**Written request:** Reproduce the material word for word; the images stay out.

[start of Data supplied]

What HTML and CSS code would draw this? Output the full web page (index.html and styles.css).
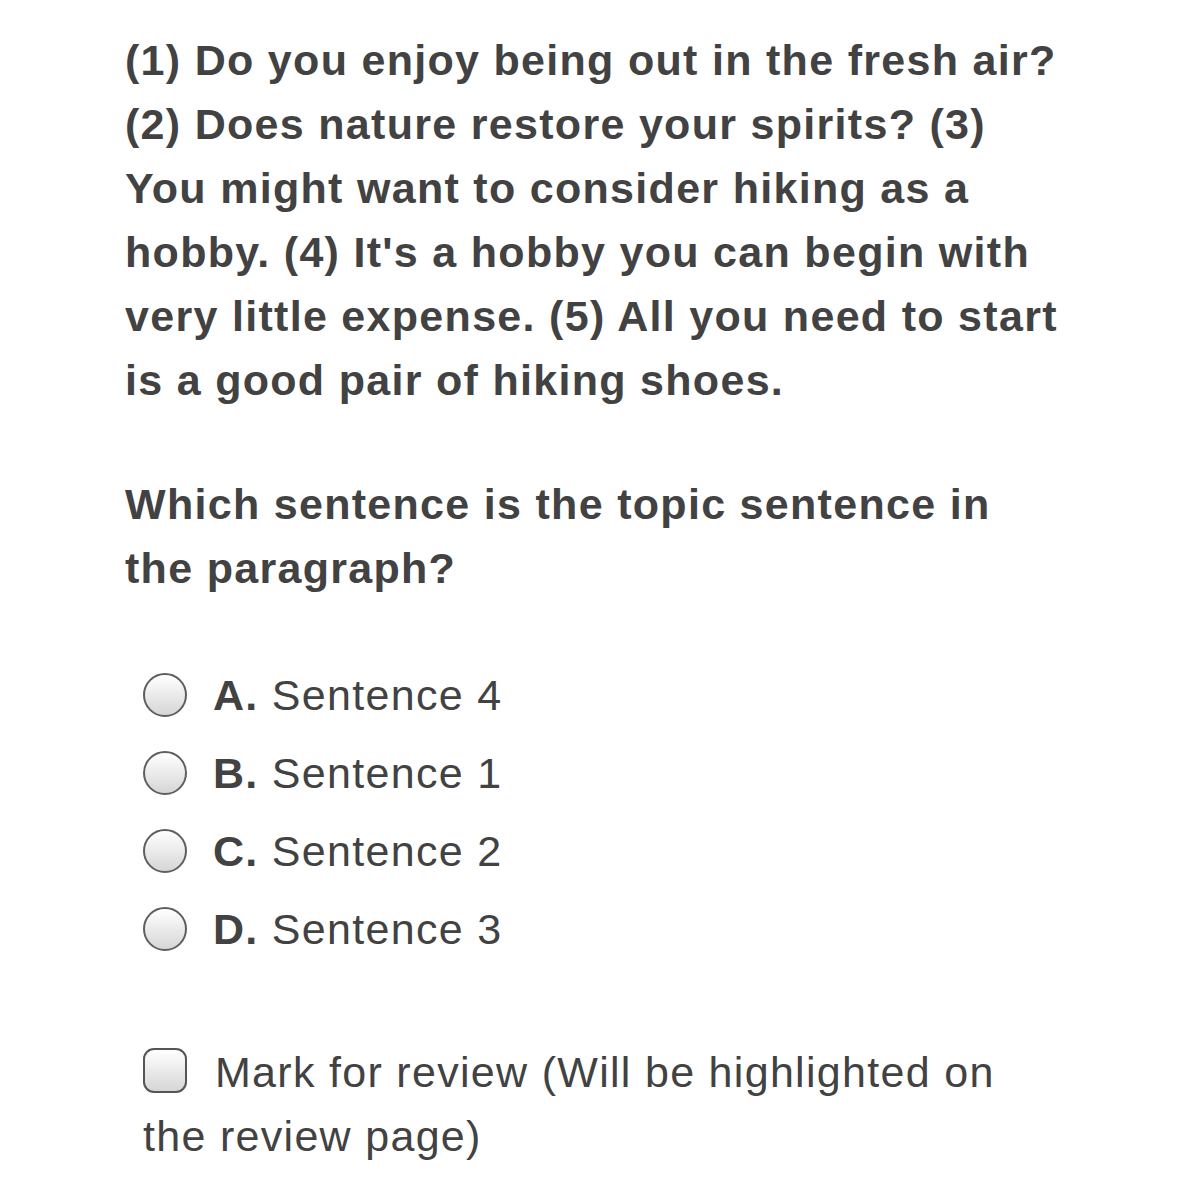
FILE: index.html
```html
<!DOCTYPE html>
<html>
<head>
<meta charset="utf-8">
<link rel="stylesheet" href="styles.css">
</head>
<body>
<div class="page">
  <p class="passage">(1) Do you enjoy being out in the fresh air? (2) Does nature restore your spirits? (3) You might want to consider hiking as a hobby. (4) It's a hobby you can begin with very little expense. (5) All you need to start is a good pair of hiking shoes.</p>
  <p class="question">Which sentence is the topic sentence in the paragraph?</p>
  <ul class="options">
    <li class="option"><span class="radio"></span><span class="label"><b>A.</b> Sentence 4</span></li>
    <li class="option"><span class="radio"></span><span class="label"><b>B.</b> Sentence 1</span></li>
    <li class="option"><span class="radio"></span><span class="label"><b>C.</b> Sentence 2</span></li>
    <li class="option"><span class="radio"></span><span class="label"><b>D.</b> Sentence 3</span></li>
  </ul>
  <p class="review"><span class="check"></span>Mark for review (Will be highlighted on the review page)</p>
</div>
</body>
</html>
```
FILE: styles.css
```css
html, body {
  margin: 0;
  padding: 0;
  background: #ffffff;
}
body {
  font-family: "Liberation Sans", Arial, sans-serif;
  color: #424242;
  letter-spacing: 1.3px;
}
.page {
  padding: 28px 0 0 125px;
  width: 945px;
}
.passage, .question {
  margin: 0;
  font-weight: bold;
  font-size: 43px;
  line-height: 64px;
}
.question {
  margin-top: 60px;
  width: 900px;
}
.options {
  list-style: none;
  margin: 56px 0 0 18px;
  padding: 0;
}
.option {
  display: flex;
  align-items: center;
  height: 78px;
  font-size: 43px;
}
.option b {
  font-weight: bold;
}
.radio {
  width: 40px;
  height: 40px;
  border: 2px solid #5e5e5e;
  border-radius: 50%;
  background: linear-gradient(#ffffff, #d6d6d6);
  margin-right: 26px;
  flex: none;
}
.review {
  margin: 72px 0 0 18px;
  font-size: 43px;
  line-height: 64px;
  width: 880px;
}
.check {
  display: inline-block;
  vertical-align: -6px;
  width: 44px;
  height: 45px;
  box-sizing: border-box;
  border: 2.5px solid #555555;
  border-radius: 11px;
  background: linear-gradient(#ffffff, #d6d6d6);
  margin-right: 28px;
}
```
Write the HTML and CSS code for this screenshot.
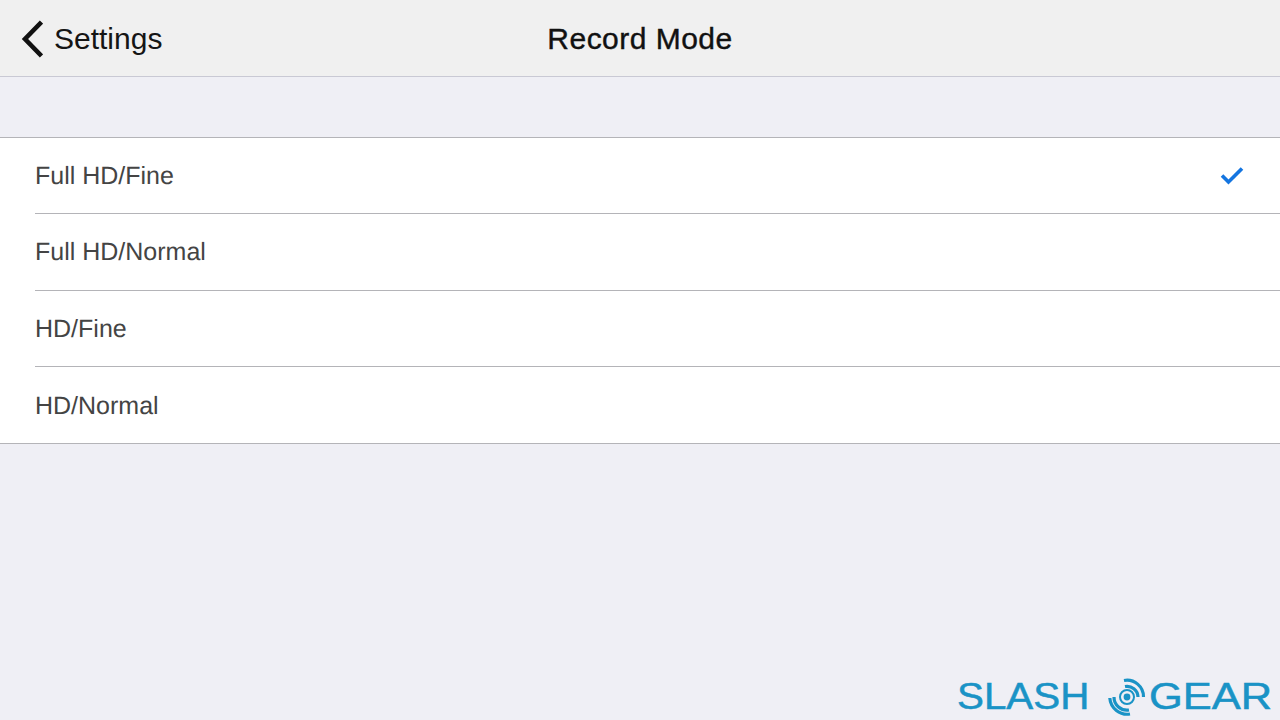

[end of Data supplied]

**Response:**
What HTML and CSS code would draw this? Output the full web page (index.html and styles.css).
FILE: index.html
```html
<!DOCTYPE html>
<html>
<head>
<meta charset="utf-8">
<link rel="stylesheet" href="styles.css">
</head>
<body>
<div class="page">
  <p class="passage">(1) Do you enjoy being out in the fresh air? (2) Does nature restore your spirits? (3) You might want to consider hiking as a hobby. (4) It's a hobby you can begin with very little expense. (5) All you need to start is a good pair of hiking shoes.</p>
  <p class="question">Which sentence is the topic sentence in the paragraph?</p>
  <ul class="options">
    <li class="option"><span class="radio"></span><span class="label"><b>A.</b> Sentence 4</span></li>
    <li class="option"><span class="radio"></span><span class="label"><b>B.</b> Sentence 1</span></li>
    <li class="option"><span class="radio"></span><span class="label"><b>C.</b> Sentence 2</span></li>
    <li class="option"><span class="radio"></span><span class="label"><b>D.</b> Sentence 3</span></li>
  </ul>
  <p class="review"><span class="check"></span>Mark for review (Will be highlighted on the review page)</p>
</div>
</body>
</html>
```
FILE: styles.css
```css
html, body {
  margin: 0;
  padding: 0;
  background: #ffffff;
}
body {
  font-family: "Liberation Sans", Arial, sans-serif;
  color: #424242;
  letter-spacing: 1.3px;
}
.page {
  padding: 28px 0 0 125px;
  width: 945px;
}
.passage, .question {
  margin: 0;
  font-weight: bold;
  font-size: 43px;
  line-height: 64px;
}
.question {
  margin-top: 60px;
  width: 900px;
}
.options {
  list-style: none;
  margin: 56px 0 0 18px;
  padding: 0;
}
.option {
  display: flex;
  align-items: center;
  height: 78px;
  font-size: 43px;
}
.option b {
  font-weight: bold;
}
.radio {
  width: 40px;
  height: 40px;
  border: 2px solid #5e5e5e;
  border-radius: 50%;
  background: linear-gradient(#ffffff, #d6d6d6);
  margin-right: 26px;
  flex: none;
}
.review {
  margin: 72px 0 0 18px;
  font-size: 43px;
  line-height: 64px;
  width: 880px;
}
.check {
  display: inline-block;
  vertical-align: -6px;
  width: 44px;
  height: 45px;
  box-sizing: border-box;
  border: 2.5px solid #555555;
  border-radius: 11px;
  background: linear-gradient(#ffffff, #d6d6d6);
  margin-right: 28px;
}
```
Write the HTML and CSS code for this screenshot.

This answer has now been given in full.